The Asaeda-Haagerup fusion categories

Abstract: The classification of subfactors of small index revealed several new subfactors. The first subfactor above index 4, the Haagerup subfactor, is increasingly well understood and appears to lie in a (discrete) infinite family of subfactors where the Z/3Z symmetry is replaced by other finite Abelian groups. The goal of this paper is to give a similarly good description of the Asaeda-Haagerup subfactor which emerged from our study of its Brauer-Picard groupoid. More specifically, we construct a new subfactor S which is a Z/4Z x Z/2Z analogue of the Haagerup subfactor and we show that the even parts of the Asaeda-Haagerup subfactor are higher Morita equivalent to an orbifold quotient of S. This gives a new construction of the Asaeda-Haagerup subfactor which is much more symmetric and easier to work with than the original construction.
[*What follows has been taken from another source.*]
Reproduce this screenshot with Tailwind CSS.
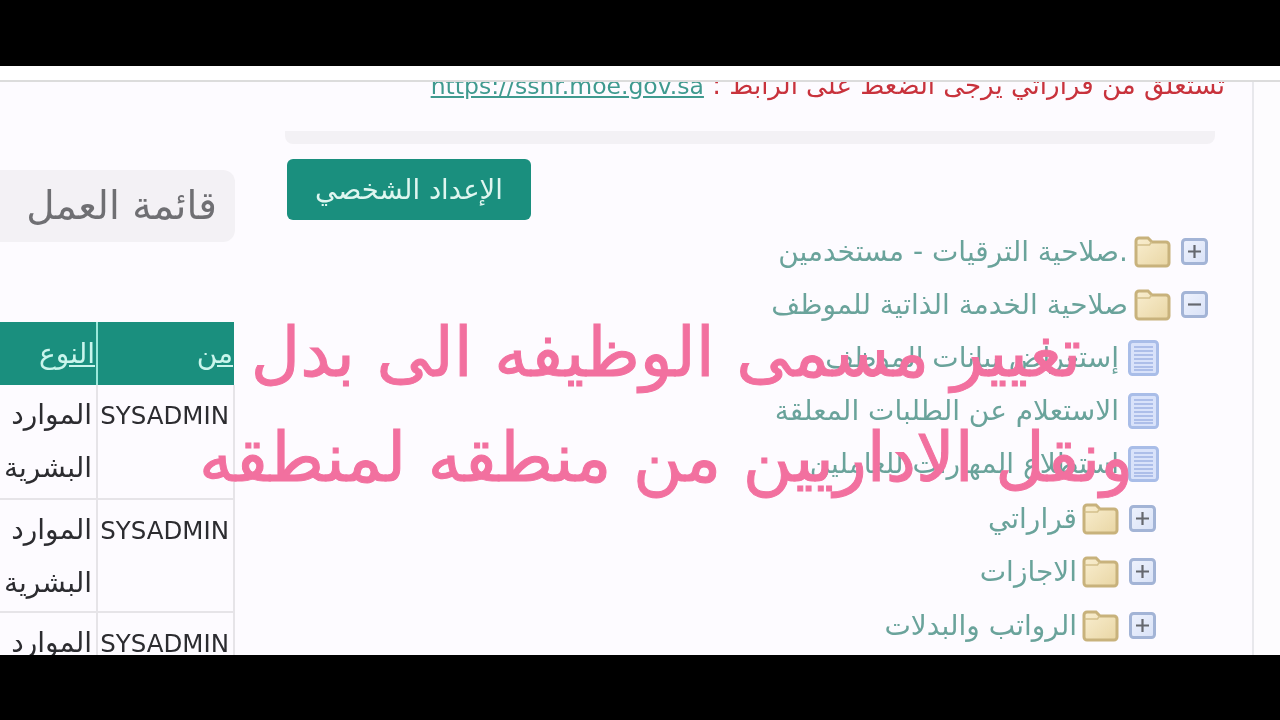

As a consequence, we can settle many open questions about the Asaeda-Haagerup subfactor: calculating its Drinfel'd center, classifying all extensions of the Asaeda-Haagerup fusion categories, finding the full higher Morita equivalence class of the Asaeda-Haagerup fusion categories, and finding intermediate subfactor lattices for subfactors coming from the Asaeda-Haagerup categories. The details of the applications will be given in subsequent papers.